Dans le sillage de son Irréfutable traité de successologie paru l’an passé, Lydie Salvayre vient de publier avec Depuis toujours nous aimons les dimanches une sorte de traité sarcastique et acéré en forme d’éloge de la paresse.

Attention, une paresse conçue comme un art de vivre – « une paresse résolue, volontaire, sans remords ni regrets, une paresse désirée, joyeuse » – et non comme une « mollasserie poisseuse » propice à l’avachissement du corps et de l’esprit.

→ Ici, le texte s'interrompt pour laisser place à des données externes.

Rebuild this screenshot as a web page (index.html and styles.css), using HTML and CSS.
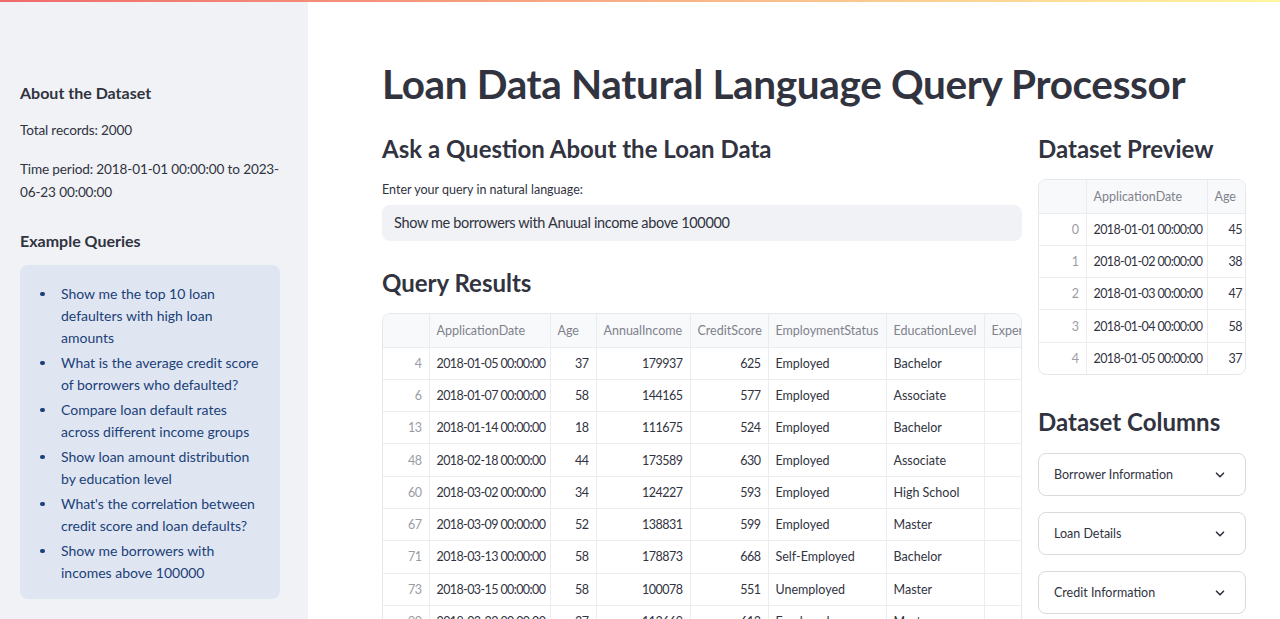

De fait, rien de tel que les dimanches – ces dimanches que certains ne supportent plus par l’arrêt qu’ils imposent aux flux du commerce et de la marchandise – pour cultiver une sédition tranquille face aux injonctions des temps modernes.

Lydie Salvayre
 Lydie Salvayre

« Nous aimons les dimanches qui nous donnent le temps d’épouser, à l’instar des jazzmans et des chanteuses de blues, nos rythmes intérieurs, nos mélodies secrètes », écrit la lauréate du prix Goncourt 2014 pour Pas pleurer. Devant la surproduction de biens, de signes, d’images, de spectacles, de sons inutiles, de représentations falsifiées, de tous ces « besoins factices » engendrés par « l’horreur productiviste », elle décline une panoplie d’anticorps : baguenauder, lézarder, musarder, laisser les pensées vagabonder…

Extension du domaine des dimanches 

Lydie Salvayre convoque sans œillères les bons auteurs : Edmond Burke, William Morris, Pascal, Charles Fourier, Paul Lafargue bien sûr et son Droit à la paresse, Keynes, Debord, saint Matthieu… Evidemment, ce livre aussi malicieux qu’insolent choquera notamment ceux que l’auteur nomme « les apologistes-du-travail-des-autres ». La paresse a mauvaise presse et cela depuis longtemps.

Déjà, en 1937, dans son formidable récit Le Quai de Wigan, George Orwell brocardait les discours démagogiques sur les paresseux qui « trouveraient tout le travail qu’ils voudraient s’ils se donnaient la peine d’en chercher ». Les thuriféraires contemporains de la modernité libérale et les foutriquets de la « start-up nation » n’ont rien inventé.

A rebours, Salvayre préconise « une extension du domaine des dimanches ». Fidèle à son propos, le livre fait des pas de côté, des détours, des pauses. Des exemples font mouche. Proust n’a-t-il pas attendu paresseusement trente-six ans avant de se mettre à l’écriture de sa grande œuvre ?

Le paradis promis à ceux qui croient au Ciel n’est-il pas représenté comme un « un lieu de béatitude », « un lieu de paresse idéal » ? Bref, la paresse c’est beaucoup plus que la paresse. A travers elle, on peut goûter « les douces choses, les choses amères et les choses douces-amères ». La vie, quoi.